My number came up low, way low. I was dubbed Meat for the Viet Nam Grinder, which I may well have been had I not also been in full time ministry at the time, so I was granted a ministerial deferral.
Not that I’m one to run away from fights. I was challenged twice during my school years to an afterschool showdown. I showed; my challengers didn’t. Then a couple drunken brawls during my backslidden years, which we’ll skip. Other than that, my resume doesn’t include much literal fighting. And for that I’m essentially glad.
But the act of taking up arms to defend – I almost said Your Country, but I’d rather say, The people within your country, most of whom will always be strangers to you, yet for whom you are putting your life on the line – that’s something I’ll never know. That’s real fighting, unlike boyish afterschool punch-outs or the silliness of a barroom tiff. It’s deadly serious and sacrificial, in that it’s fighting not just for yourself but for citizens who’ll benefit from your courage without knowing who to thank. Millions of men and women have experienced it, and they carry their scars.

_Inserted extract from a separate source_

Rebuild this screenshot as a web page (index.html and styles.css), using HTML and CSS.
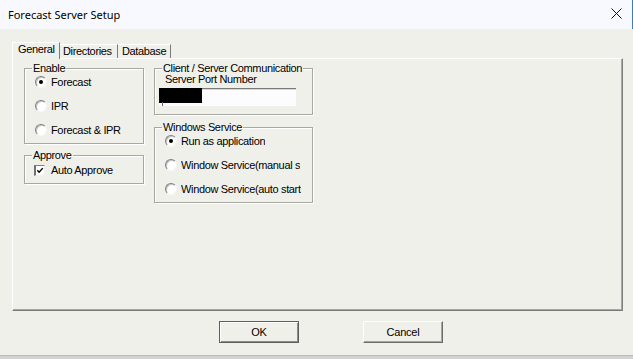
FILE: index.html
```html
<!DOCTYPE html>
<html>
<head>
<meta charset="utf-8">
<title>Forecast Server Setup</title>
<link rel="stylesheet" href="styles.css">
</head>
<body>
<div class="window">
  <div class="titlebar">
    <span class="title">Forecast Server Setup</span>
    <svg class="close" width="11" height="11" viewBox="0 0 11 11"><path d="M0.5 0.5L10.5 10.5M10.5 0.5L0.5 10.5" stroke="#111" stroke-width="1" fill="none"/></svg>
  </div>
  <div class="client">
    <div class="tabs">
      <div class="tab active tab-general">General</div>
      <div class="tab tab-dirs">Directories</div>
      <div class="tab tab-db">Database</div>
    </div>
    <div class="panel">
      <div class="col col-left">
        <fieldset class="group g-enable">
          <legend>Enable</legend>
          <div class="opt"><span class="radio on"></span><span class="opt-label">Forecast</span></div>
          <div class="opt"><span class="radio"></span><span class="opt-label">IPR</span></div>
          <div class="opt"><span class="radio"></span><span class="opt-label">Forecast &amp; IPR</span></div>
        </fieldset>
        <fieldset class="group g-approve">
          <legend>Approve</legend>
          <div class="chk-row"><span class="checkbox"><svg width="9" height="9" viewBox="0 0 9 9"><path d="M1.5 4.2L3.5 6.4L7.6 1.8" stroke="#000" stroke-width="1.6" fill="none"/></svg></span><span class="opt-label">Auto Approve</span></div>
        </fieldset>
      </div>
      <div class="col col-right">
        <fieldset class="group g-comm">
          <legend>Client / Server Communication</legend>
          <div class="field-label">Server Port Number</div>
          <div class="input"><span class="redact"></span><span class="caret"></span></div>
        </fieldset>
        <fieldset class="group g-service">
          <legend>Windows Service</legend>
          <div class="opt"><span class="radio on"></span><span class="opt-label clip">Run as application</span></div>
          <div class="opt"><span class="radio"></span><span class="opt-label clip">Window Service(manual s</span></div>
          <div class="opt"><span class="radio"></span><span class="opt-label clip">Window Service(auto start</span></div>
        </fieldset>
      </div>
    </div>
    <div class="buttons">
      <button class="btn btn-default">OK</button>
      <button class="btn">Cancel</button>
    </div>
  </div>
  <div class="bottomband"></div>
</div>
</body>
</html>
```

FILE: styles.css
```css
html, body {
  margin: 0;
  padding: 0;
}
body {
  width: 633px;
  height: 359px;
  overflow: hidden;
  font-family: "Liberation Sans", Arial, sans-serif;
  font-size: 11px;
  letter-spacing: -0.35px;
  color: #000;
  background: #f0f0ea;
}
.window {
  width: 633px;
  height: 359px;
  display: flex;
  flex-direction: column;
}
.titlebar {
  flex: none;
  height: 29px;
  box-sizing: border-box;
  background: #f7f9fe;
  border-right: 1px solid #2a7fd8;
  padding: 0 10px 0 8px;
  display: flex;
  align-items: center;
  justify-content: space-between;
  font-family: "Noto Sans", sans-serif;
  font-size: 11px;
  letter-spacing: 0;
}
.title {
  margin-top: -1px;
}
.close {
  display: block;
  margin-top: -2px;
}
.client {
  flex: 1;
  background: #f0f0ea;
  padding: 13px 10px 0 12px;
  display: flex;
  flex-direction: column;
}
.tabs {
  display: flex;
  align-items: flex-end;
  height: 16px;
}
.tab {
  box-sizing: border-box;
  height: 14px;
  line-height: 13px;
  border-top: 1px solid #ffffff;
  border-right: 1px solid #7c7c7c;
  white-space: nowrap;
  background: #f0f0ea;
}
.tab.active {
  height: 17px;
  margin-bottom: -1px;
  border-left: 1px solid #ffffff;
  position: relative;
  z-index: 1;
}
.tab-general {
  width: 48px;
  padding-left: 5px;
}
.tab-dirs {
  width: 58px;
  padding-left: 3px;
}
.tab-db {
  width: 53px;
  padding-left: 4px;
}
.panel {
  box-sizing: border-box;
  height: 253px;
  border-top: 1px solid #ffffff;
  border-left: 1px solid #ffffff;
  border-right: 1px solid #808080;
  border-bottom: 1px solid #7a7a7a;
  box-shadow: inset -1px -1px 0 #a6a6a6;
  padding: 3px 0 0 11px;
  display: flex;
  gap: 10px;
  align-items: flex-start;
}
.col {
  display: flex;
  flex-direction: column;
}
.col-left {
  width: 120px;
  gap: 5px;
}
.col-right {
  width: 159px;
  gap: 6px;
}
.group {
  margin: 0;
  padding: 0;
  min-width: 0;
  border: 1px solid #a8a8a3;
  box-shadow: inset 1px 1px 0 #ffffff, 1px 1px 0 #ffffff;
}
.group legend {
  margin-left: 7px;
  padding: 0 1px;
  line-height: 13px;
}
.g-enable {
  display: flex;
  flex-direction: column;
  gap: 10px;
  padding-bottom: 6px;
}
.g-approve {
  padding-top: 0;
  padding-bottom: 5px;
}
.g-comm {
  padding-bottom: 8px;
}
.g-service {
  display: flex;
  flex-direction: column;
  gap: 10px;
  padding-bottom: 6px;
}
.opt {
  display: flex;
  align-items: center;
  height: 14px;
  gap: 4px;
  margin-left: 10px;
  white-space: nowrap;
}
.opt-label {
  line-height: 13px;
}
.clip {
  display: block;
  max-width: 124px;
  overflow: hidden;
  white-space: nowrap;
}
.radio {
  flex: none;
  box-sizing: border-box;
  width: 12px;
  height: 12px;
  border-radius: 50%;
  border: 1px solid;
  border-color: #7e7e7e #f6f6f6 #f6f6f6 #7e7e7e;
  background: #ffffff;
  box-shadow: inset 1px 1px 0 #c4c4c4;
  display: flex;
  align-items: center;
  justify-content: center;
}
.radio.on::after {
  content: "";
  width: 4px;
  height: 4px;
  border-radius: 50%;
  background: #000;
}
.chk-row {
  display: flex;
  align-items: center;
  height: 16px;
  gap: 6px;
  margin-left: 9px;
}
.checkbox {
  flex: none;
  box-sizing: border-box;
  width: 11px;
  height: 11px;
  border-top: 1px solid #808080;
  border-left: 2px solid #707070;
  border-right: 1px solid #f0f0f0;
  border-bottom: 1px solid #f0f0f0;
  background: #ffffff;
  display: flex;
  align-items: center;
  justify-content: center;
}
.checkbox svg {
  display: block;
}
.field-label {
  margin-left: 10px;
  margin-top: -2px;
  line-height: 13px;
}
.input {
  position: relative;
  box-sizing: border-box;
  width: 137px;
  height: 18px;
  margin-left: 4px;
  margin-top: 2px;
  background: #fcfcfe;
  border-top: 1px solid #7a7a7a;
  box-shadow: inset 0 1px 0 #d8d8d8;
}
.redact {
  position: absolute;
  left: 0;
  top: -1px;
  width: 43px;
  height: 15px;
  background: #000;
}
.caret {
  position: absolute;
  left: 3px;
  top: 13px;
  width: 1px;
  height: 4px;
  background: #666;
}
.buttons {
  display: flex;
  gap: 64px;
  padding-left: 207px;
  margin-top: 10px;
}
.btn {
  box-sizing: border-box;
  width: 80px;
  height: 22px;
  margin: 0;
  padding: 0;
  font-family: "Liberation Sans", Arial, sans-serif;
  font-size: 11px;
  letter-spacing: -0.2px;
  color: #000;
  background: #f0f0ea;
  border-top: 1px solid #fdfdfd;
  border-left: 1px solid #fdfdfd;
  border-right: 1px solid #6c6c6c;
  border-bottom: 1px solid #6c6c6c;
  box-shadow: inset -1px -1px 0 #a4a4a4;
}
.btn-default {
  border: 1px solid #5e5e5e;
  box-shadow: inset 1px 1px 0 #ffffff, inset -1px -1px 0 #8c8c8c;
}
.bottomband {
  flex: none;
  height: 4px;
  box-sizing: border-box;
  border-top: 1px solid #b9b9b9;
  background: #d3d3d3;
}
```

That much I understand, because my step-father was awarded the Silver Star (the third highest decoration for valor anyone in any branch can be awarded) for his World War II heroism as a Flight Deck Officer aboard the carrier ship Saratoga, which was attacked by Japanese kamikazes. He supervised the evacuation and rescue of the wounded, never bragging, always reluctant to discuss it. In fact, he only spoke to me about it in detail shortly before he died. Even then, it was the pain on his face that expressed the nightmare more vividly than his verbal account. War is hell, and you don’t have to go to hell to know it’s indescribable.
So today I’m sorry war happens, grateful to the honorable women and men who’ve met its challenges, full of hate for the sin nature that causes conflicts causing skirmishes causing death, and hopeful that His appearance which I learned to expect decades ago is, by virtue of those decades passing, that much nearer. God bless our Veterans, and come quickly, Lord Jesus our Prince of Peace.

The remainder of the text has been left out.